Warning: contains maths, algebra even.
This is probably one of the most satisfying proofs that I've ever come up with (or at least remember coming up with). This is partly due to the fact it is non trivial, and partly due to the amount of time it took to come up with it.
Anyway, here's how it goes:
Suppose there is an onto homomorphism \(\varphi\) from \(S_5\) to \(S_4\).
By the first isomorphism theorem, \(S_4 \cong \, ^{S_5}\!/_{\mathrm{ker} \varphi}\), so \(\left| \mathrm{ker} \varphi \right| = \frac{\left| S_5 \right|}{\left| S_4 \right|} = 5\).

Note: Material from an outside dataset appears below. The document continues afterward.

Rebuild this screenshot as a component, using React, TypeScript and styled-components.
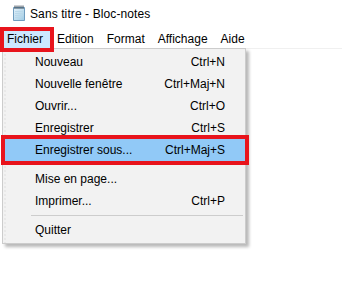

As this is prime, \(\mathrm{ker} \varphi\) is cyclic.
Let \(x\) be an element that generates \(\mathrm{ker} \varphi\). \(x\) is an even permutation as \(x^5 = 1_{\mathrm{ker} \varphi}\), so \(\mathrm{sgn}(x)^5 = 1\) and \(\mathrm{sgn}(x) = 1\).
Therefore all elements of \(\mathrm{ker} \varphi\) are even, so \(\mathrm{ker} \varphi \subseteq A_5\), the alternating group.
But \(\mathrm{ker} \varphi \lhd S_5\), so \(\mathrm{ker} \varphi \lhd A_5\), which is a contradiction as \(A_5\) is simple.
So there does not exist such a homomorphism.
Sure, I assumed that \(A_5\) was simple, but we all know that, right?